Ci sono la paura e lo smarrimento diffusi per un fenomeno che non si è compreso e che si continua a non comprendere. Nella difficoltà della sua gestione, si fa poco per cercare di scontentare ulteriormente una cittadinanza europea che sta voltando sempre di più le spalle agli attori di sempre. Il presidente della Commissione Ue non fa tragedie. Al contrario ci scherza su. “In Lussemburgo l’ultima volta i sondaggi dicevano che ero un buon primo ministro…” Era il 2013, il partito di Juncker risultò il più votato ma lui non andò al governo. Logiche di maggioranza e democrazia, e un modo per dire che “i sondaggi mentono”.
Di fronte a quanti criticano questa Europa Juncker non intende ricorrere a chissà quali iniziative, vuole percorrere la semplice via della memoria. “Non dobbiamo creare nuove narrative. Narrativa e storia sono già lì. Dobbiamo chiedere agli europei di ricordare la loro storia, non la loro storia personale ma quella delle loro Nazioni”. Chi è stato attento sa che l’assenza di un progetto comune ha condotto a morte e distruzione, e che da esse, grazie a quell’idea di vivere comune, sono giunti oltre 70 di pace. Ma c’è chi qualcuno la lezione non l’ha capita, o l’ha dimenticata. Allora forse può aiutare il presente, e il futuro che rischia di derivarne.

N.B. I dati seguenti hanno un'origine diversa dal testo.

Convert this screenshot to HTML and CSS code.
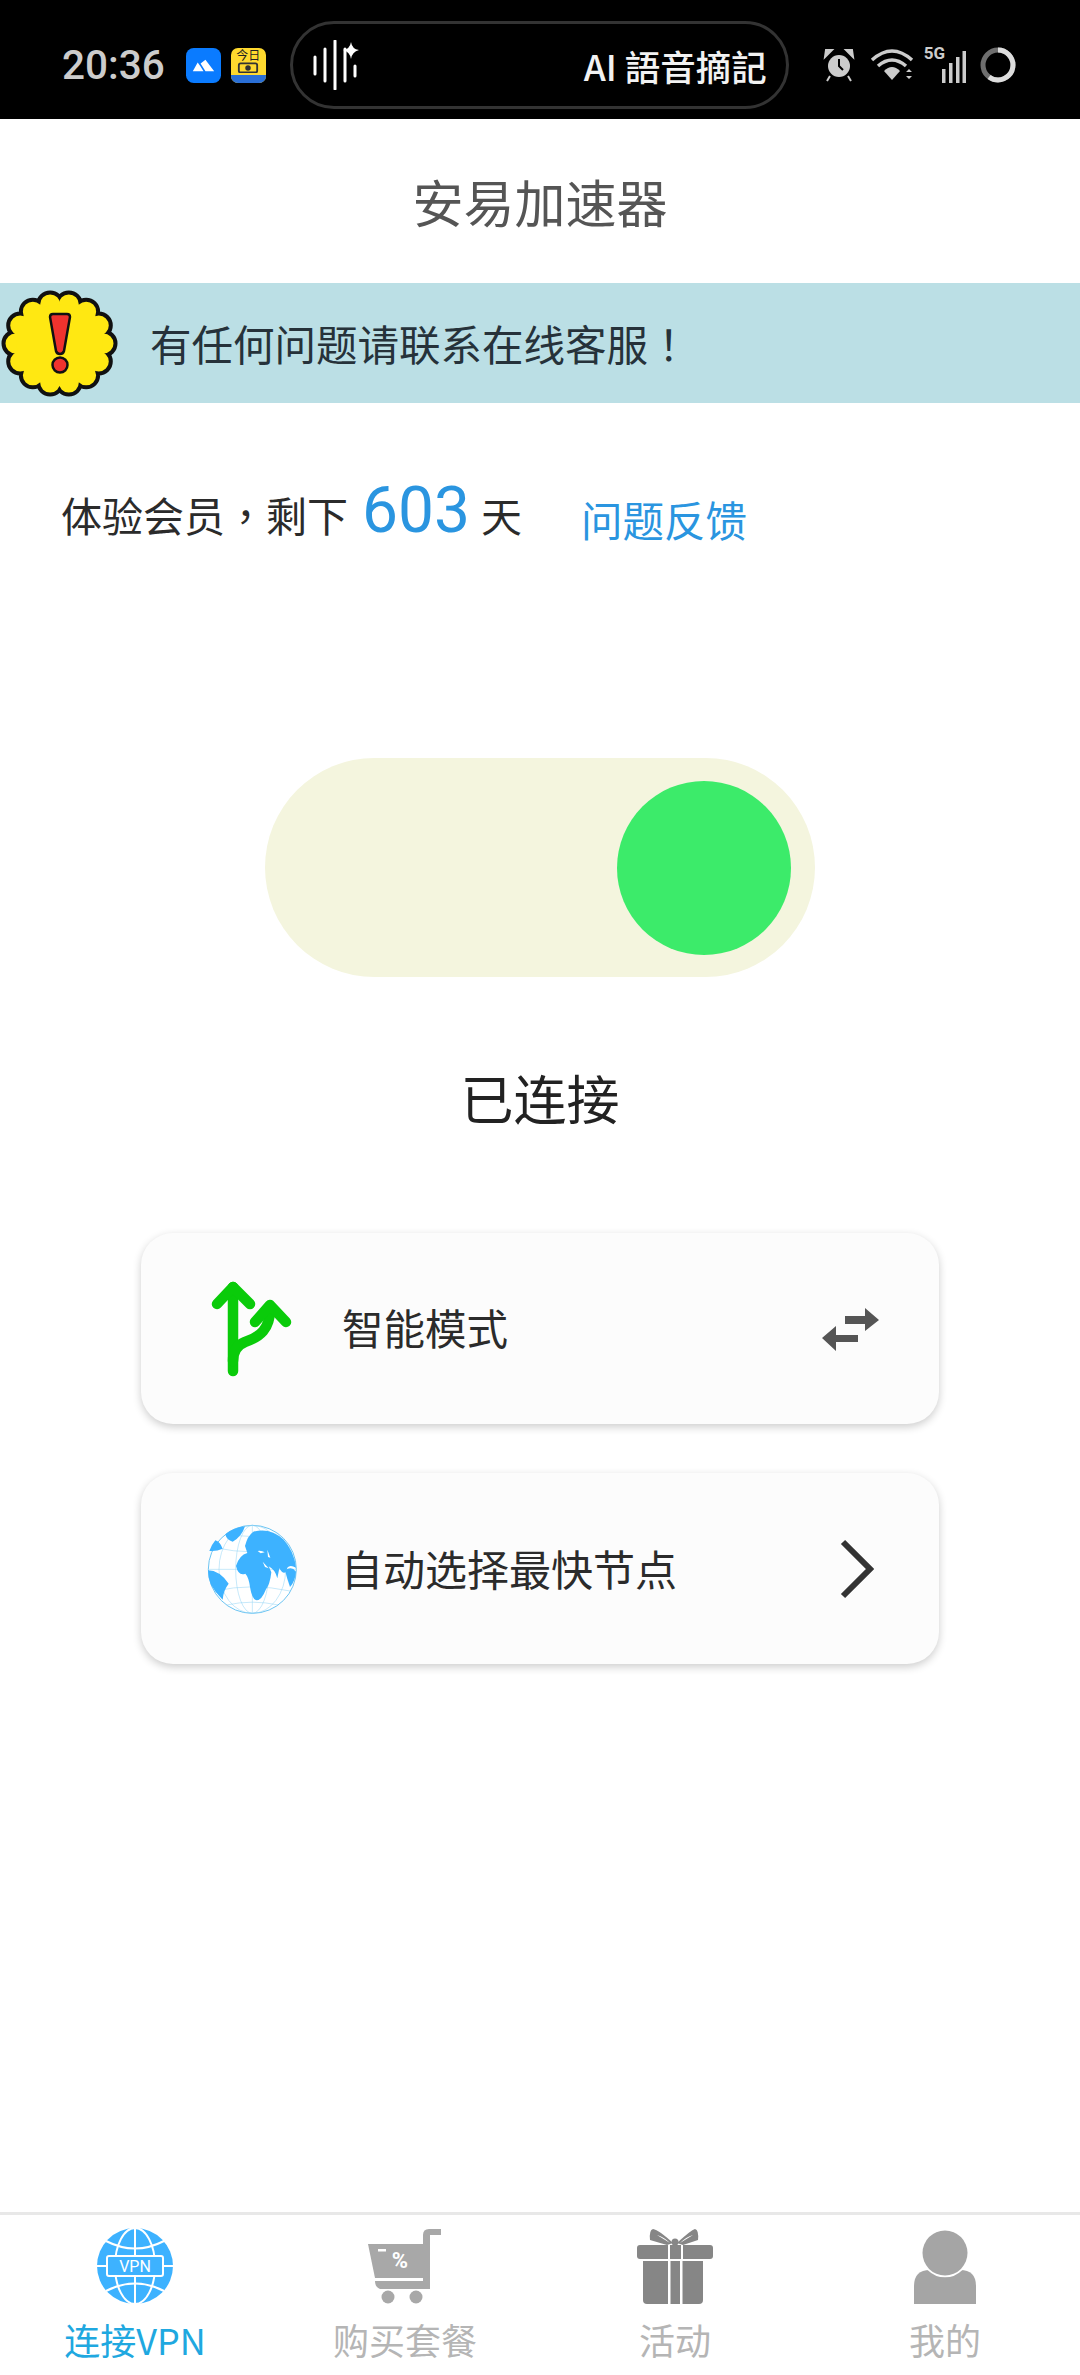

L’Europa, ragiona Juncker, invecchia. Perde in forza lavoro e in ricchezza economica. Tutto questo mentre il resto del mondo cresce in benessere e in popolazione. Il cammino è segnato. “Siamo un continente piccolo, stiamo vivendo un declino demografico”. Di questo passo “non un singolo Stato membro dell’Ue farà parte del G7 tra vent’anni, quindi è bene essere modesti” e uniti. E soprattutto non rincorrere i populisti. “Non bisogna seguire le opinioni pubbliche, ma ispirarle”.